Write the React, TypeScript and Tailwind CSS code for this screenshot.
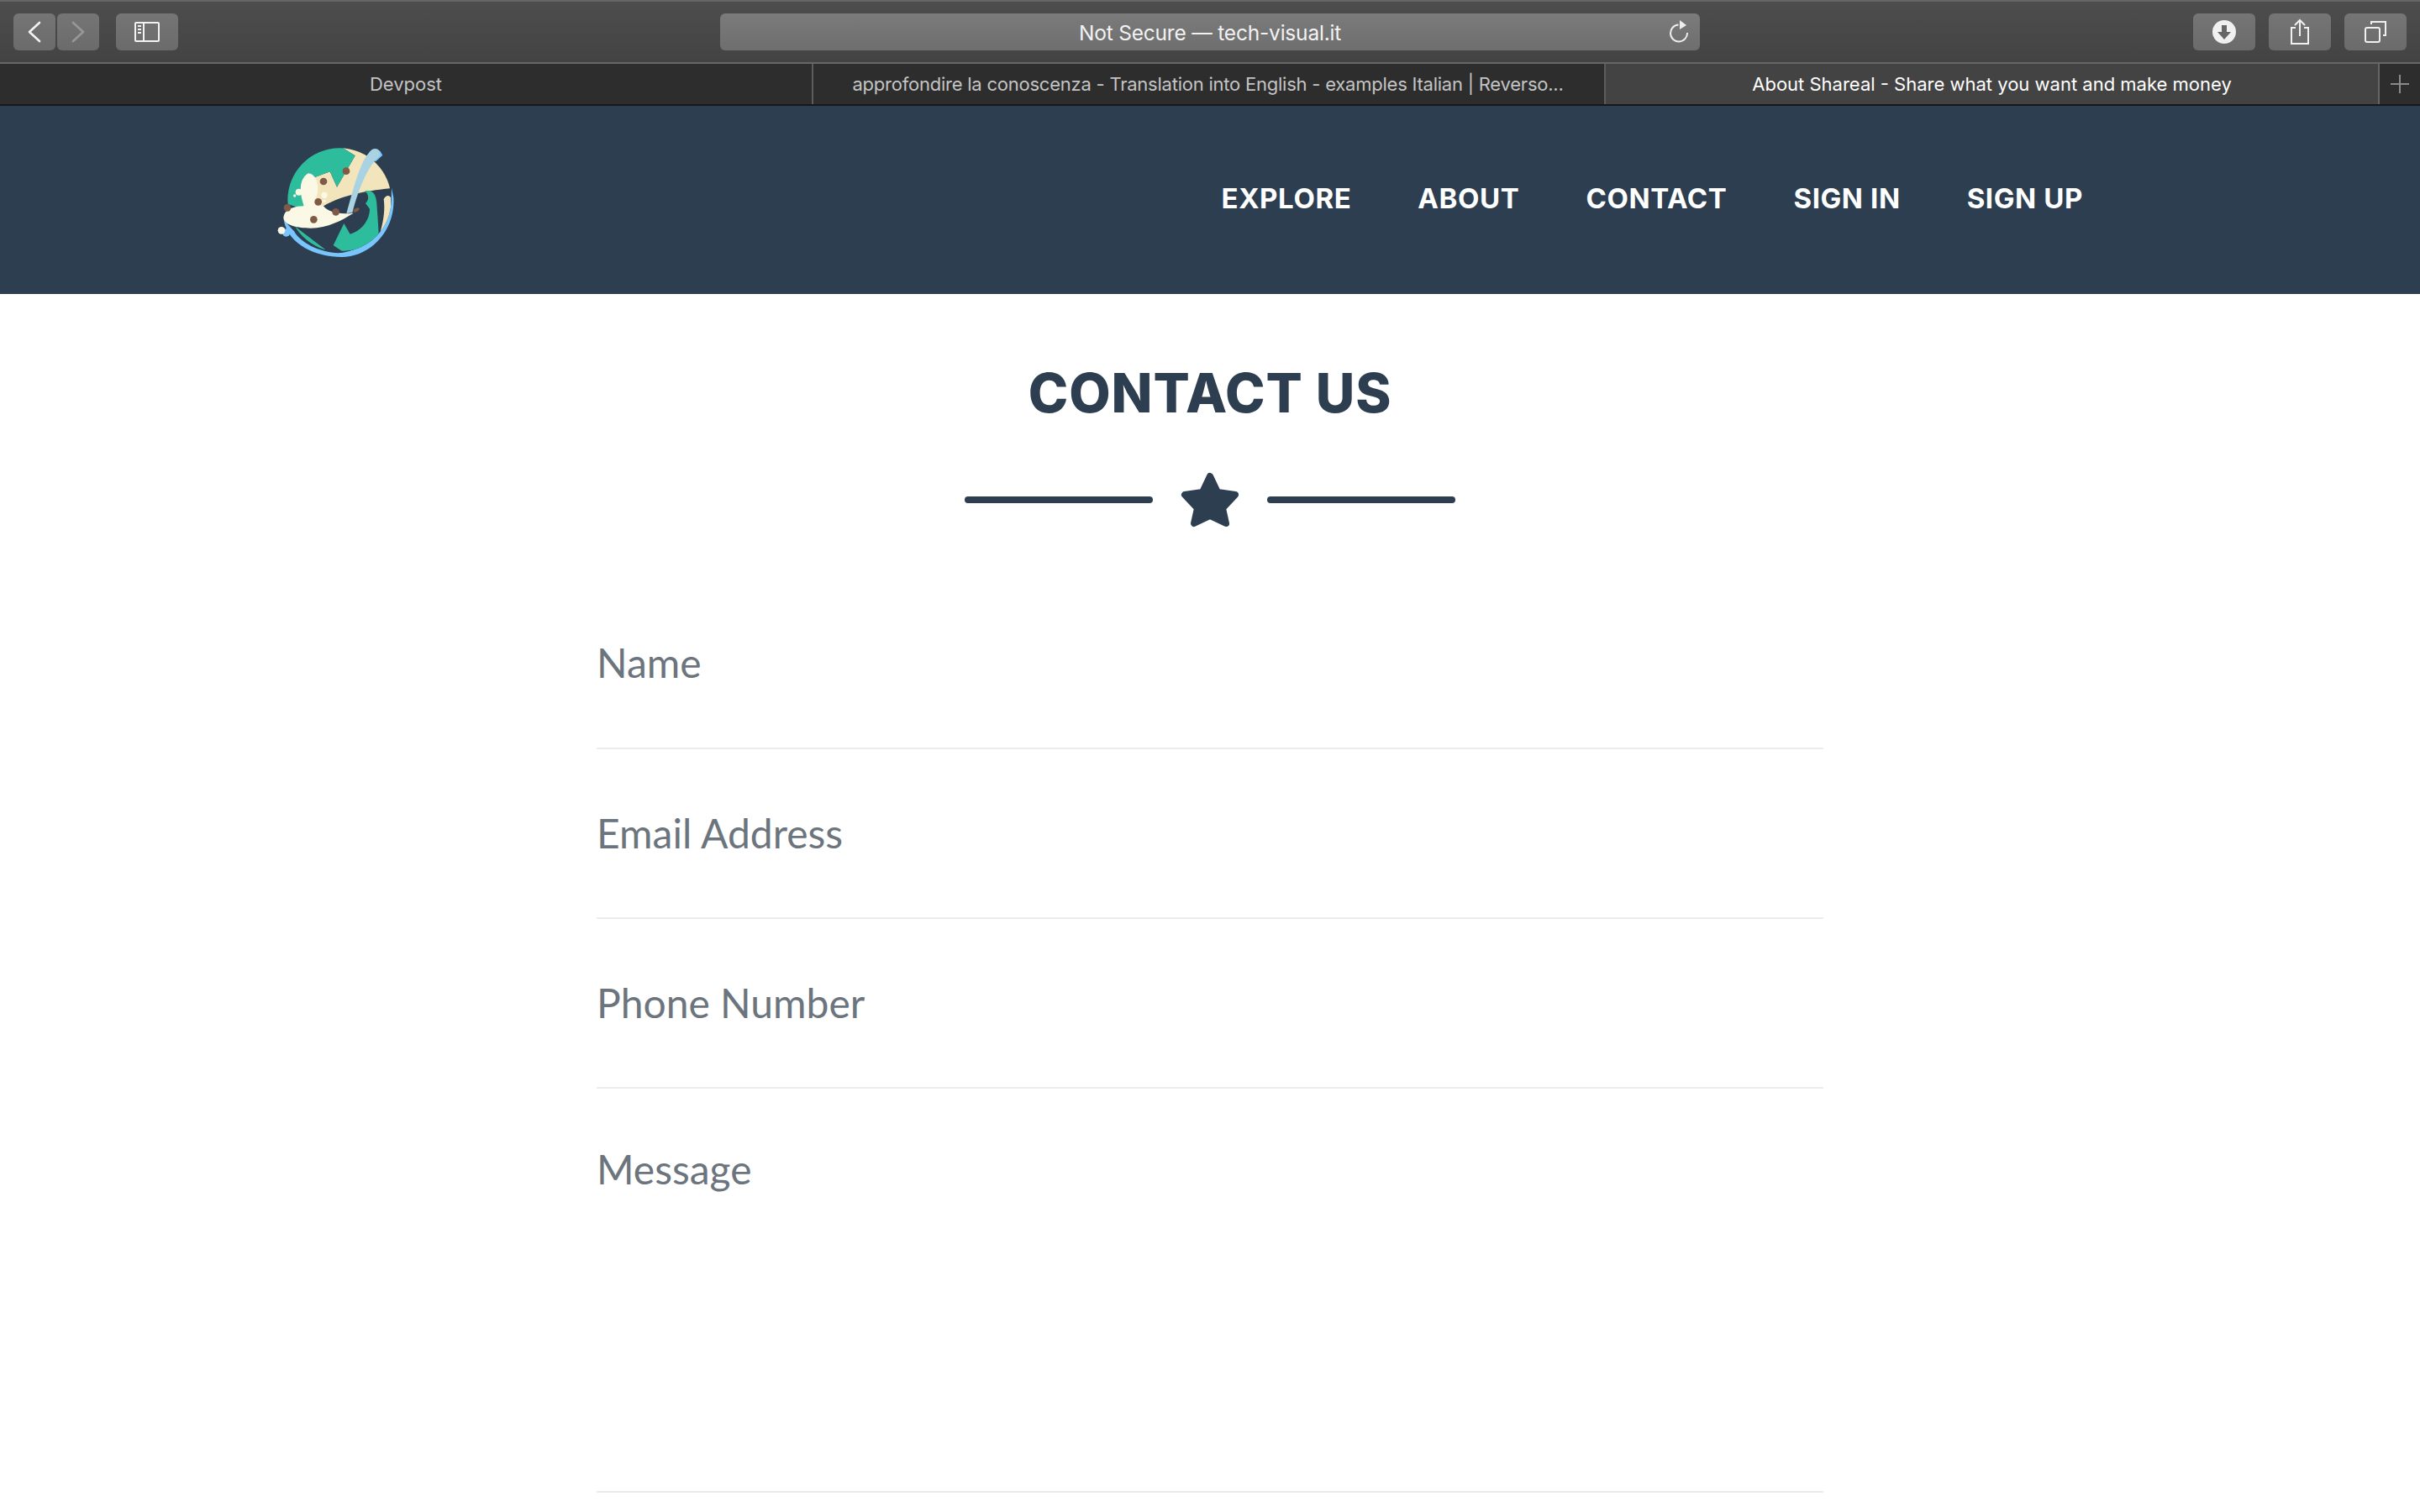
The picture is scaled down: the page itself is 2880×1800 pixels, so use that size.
import React from 'react';

const NAV_LINKS = ['EXPLORE', 'ABOUT', 'CONTACT', 'SIGN IN', 'SIGN UP'];

const ChromeButton: React.FC<{ className?: string; children: React.ReactNode }> = ({ className = 'w-[74px]', children }) => (
  <div className={`h-[44px] ${className} flex items-center justify-center rounded-[6px] bg-gradient-to-b from-[#757575] to-[#6b6b6b]`}>
    {children}
  </div>
);

const Logo = () => (
  <svg width="200" height="170" viewBox="0 0 600 510" className="shrink-0 mb-[3px]">
    <defs>
      <clipPath id="globe">
        <circle cx="312" cy="258" r="185" />
      </clipPath>
    </defs>
    <path d="M113 330C130 420 230 462 320 462C420 462 512 370 505 250L498 215C500 330 430 430 320 447C250 452 170 410 150 370Z" fill="#78c6fd" />
    <circle cx="122" cy="375" r="14" fill="#78c6fd" />
    <circle cx="105" cy="367" r="13" fill="#fbf8e6" />
    <g clipPath="url(#globe)">
      <rect x="100" y="50" width="420" height="420" fill="#2d3e50" />
      <path d="M320 70L510 70L510 215C440 222 330 235 255 280L180 300L150 250L222 178L278 157L303 212L368 100Z" fill="#f3e5bb" />
      <path d="M320 70L368 100L303 212L278 157L222 178L180 290L120 270L120 70Z" fill="#2ebd9c" />
      <path d="M150 350L262 436L200 445L140 400Z" fill="#2ebd9c" />
      <path d="M402 226C430 220 442 235 445 270C448 320 452 360 452 385C420 425 370 442 320 440L290 420L328 342L350 380C392 368 420 330 420 290L405 270C418 258 418 238 402 226Z" fill="#2ebd9c" />
      <path d="M470 255C478 240 490 240 495 250L495 330C485 350 470 365 458 372C470 330 475 290 470 255Z" fill="#f3e5bb" />
    </g>
    <path d="M440 122L466 98L456 82L436 96Z" fill="#78c6fd" />
    <path d="M337 306C362 220 385 115 428 78C448 68 462 84 455 102C420 130 385 200 358 304Z" fill="#a9d2e3" />
    <path d="M112 320C115 292 150 280 185 280C170 235 165 185 200 163C232 165 240 210 232 240L222 270C240 282 250 276 255 280C270 300 310 312 362 305C320 332 260 365 190 358C150 355 112 345 112 320Z" fill="#fbf8e6" />
    <circle cx="167" cy="230" r="12" fill="#fbf8e6" />
    <circle cx="152" cy="243" r="5" fill="#fbf8e6" />
    <circle cx="258" cy="241" r="11" fill="#fbf8e6" />
    <circle cx="258" cy="262" r="5" fill="#fbf8e6" />
    <g fill="#7f5a47">
      <circle cx="336" cy="155" r="13" />
      <circle cx="255" cy="192" r="13" />
      <circle cx="236" cy="265" r="13" />
      <circle cx="126" cy="286" r="13" />
      <circle cx="299" cy="301" r="13" />
      <circle cx="220" cy="328" r="13" />
      <ellipse cx="372" cy="294" rx="12" ry="6" transform="rotate(-30 372 294)" />
    </g>
  </svg>
);

const Field: React.FC<{ label: string; className: string }> = ({ label, className }) => (
  <div className={`${className} border-b-2 border-[#e9ecef] text-[48px] leading-[58px] text-[#6c757d]`}>{label}</div>
);

export default function App() {
  return (
    <div className="h-[1800px] overflow-hidden bg-white flex flex-col">
      {/* safari toolbar */}
      <div className="h-[76px] shrink-0 flex items-center px-4 bg-gradient-to-b from-[#4d4d4d] to-[#434343] border-t-2 border-t-[#666666] border-b-2 border-b-[#666666] font-['Inter',sans-serif]">
        <div className="w-[841px] flex items-center">
          <ChromeButton className="w-[50px]">
            <svg width="16" height="26" viewBox="0 0 16 26" fill="none" stroke="#f2f2f2" strokeWidth="2.6" strokeLinecap="round" strokeLinejoin="round">
              <path d="M14 2L2 13L14 24" />
            </svg>
          </ChromeButton>
          <ChromeButton className="w-[50px] ml-[2px]">
            <svg width="16" height="26" viewBox="0 0 16 26" fill="none" stroke="#989898" strokeWidth="2.6" strokeLinecap="round" strokeLinejoin="round">
              <path d="M2 2L14 13L2 24" />
            </svg>
          </ChromeButton>
          <ChromeButton className="w-[74px] ml-[20px]">
            <svg width="30" height="24" viewBox="0 0 30 24" fill="none" stroke="#f2f2f2" strokeWidth="2">
              <rect x="1" y="1" width="28" height="22" rx="1" />
              <path d="M11 1V23" />
              <path d="M4 5H8M4 9H8M4 13H8" />
            </svg>
          </ChromeButton>
        </div>
        <div className="w-[1166px] h-[44px] rounded-[6px] bg-gradient-to-b from-[#7b7b7b] to-[#6e6e6e] flex items-center relative">
          <span className="flex-1 text-center text-[24.5px] pt-[2px] text-[#f2f2f2] tracking-[-0.2px]">Not Secure — tech-visual.it</span>
          <svg width="24" height="34" viewBox="0 0 24 34" fill="none" className="absolute right-[12px] top-[3px]">
            <path d="M10.5 10.5A10 10 0 1 0 21 20" stroke="#eeeeee" strokeWidth="2" />
            <path d="M12 5L20 11L12 16Z" fill="#eeeeee" />
          </svg>
        </div>
        <div className="ml-auto flex items-center gap-4">
          <ChromeButton>
            <svg width="28" height="28" viewBox="0 0 28 28">
              <circle cx="14" cy="14" r="14" fill="#f0f0f0" />
              <path d="M11 6H17V14H22L14 23L6 14H11Z" fill="#666666" />
            </svg>
          </ChromeButton>
          <ChromeButton>
            <svg width="24" height="32" viewBox="0 0 24 32" fill="none" stroke="#f0f0f0" strokeWidth="2">
              <path d="M7 11H2V30H22V11H17" />
              <path d="M12 21V2M6 8L12 2L18 8" />
            </svg>
          </ChromeButton>
          <ChromeButton>
            <svg width="26" height="26" viewBox="0 0 26 26" fill="none" stroke="#f0f0f0" strokeWidth="2">
              <rect x="1" y="8" width="17" height="17" rx="2" />
              <path d="M8 4V1H25V17H22" />
            </svg>
          </ChromeButton>
        </div>
      </div>

      {/* tab bar */}
      <div className="h-[50px] shrink-0 flex bg-[#2d2d2d] border-b-2 border-b-[#15181b] font-['Inter',sans-serif] text-[22px] leading-[48px] text-center">
        <div className="w-[968px] text-[#c4c4c4] border-r-2 border-[#5c5c5c]">Devpost</div>
        <div className="w-[943px] pr-[2px] text-[#c4c4c4] border-r-2 border-[#5c5c5c] tracking-[-0.23px]">approfondire la conoscenza - Translation into English - examples Italian | Reverso...</div>
        <div className="w-[921px] bg-[#434343] text-white border-r-2 border-[#666666]">About Shareal - Share what you want and make money</div>
        <div className="flex-1 flex items-center justify-center">
          <svg width="22" height="22" viewBox="0 0 22 22" stroke="#8a8a8a" strokeWidth="2">
            <path d="M11 0V22M0 11H22" />
          </svg>
        </div>
      </div>

      {/* site header */}
      <header className="h-[224px] shrink-0 bg-[#2c3e50] flex items-center pl-[300px] pr-[401px]">
        <Logo />
        <nav className="ml-auto flex gap-[79px] text-[33px] font-bold tracking-[0.6px] text-white font-['Inter',sans-serif] pb-[3px]">
          {NAV_LINKS.map(link => (
            <span key={link}>{link}</span>
          ))}
        </nav>
      </header>

      {/* contact section */}
      <main className="flex-1 flex flex-col items-center pt-[78px]">
        <h2 className="text-[64px] leading-[80px] font-extrabold tracking-[0.9px] text-[#2c3e50] font-['Inter',sans-serif]">CONTACT US</h2>
        <div className="mt-[54px] flex items-center">
          <div className="w-[224px] h-[8px] rounded-full bg-[#2c3e50]" />
          <svg width="70" height="66" viewBox="0 0 70 66" className="mx-[33px]">
            <path d="M35 5L44 24L65 27L50 43L54 61L35 52L16 61L20 43L5 27L26 24Z" fill="#2c3e50" stroke="#2c3e50" strokeWidth="8" strokeLinejoin="round" />
          </svg>
          <div className="w-[224px] h-[8px] rounded-full bg-[#2c3e50]" />
        </div>
        <form className="w-[1460px] mt-[122px] font-['Lato',sans-serif]">
          <Field label="Name" className="h-[142px] pt-[10px]" />
          <Field label="Email Address" className="h-[202px] pt-[71px]" />
          <Field label="Phone Number" className="h-[202px] pt-[71px]" />
          <Field label="Message" className="h-[481px] pt-[67px]" />
        </form>
      </main>
    </div>
  );
}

•••

_EXERCISE DESCRIPTION:_
Only the lines from the one with "The picture is" up to the one with "const NAV_LINKS = ['EXPLORE', 'ABOUT', 'CONTACT', 'SIGN" should be repeated, both included, exactly as they appear.

_WRITTEN SOLUTION:_
The picture is scaled down: the page itself is 2880×1800 pixels, so use that size.
import React from 'react';

const NAV_LINKS = ['EXPLORE', 'ABOUT', 'CONTACT', 'SIGN IN', 'SIGN UP'];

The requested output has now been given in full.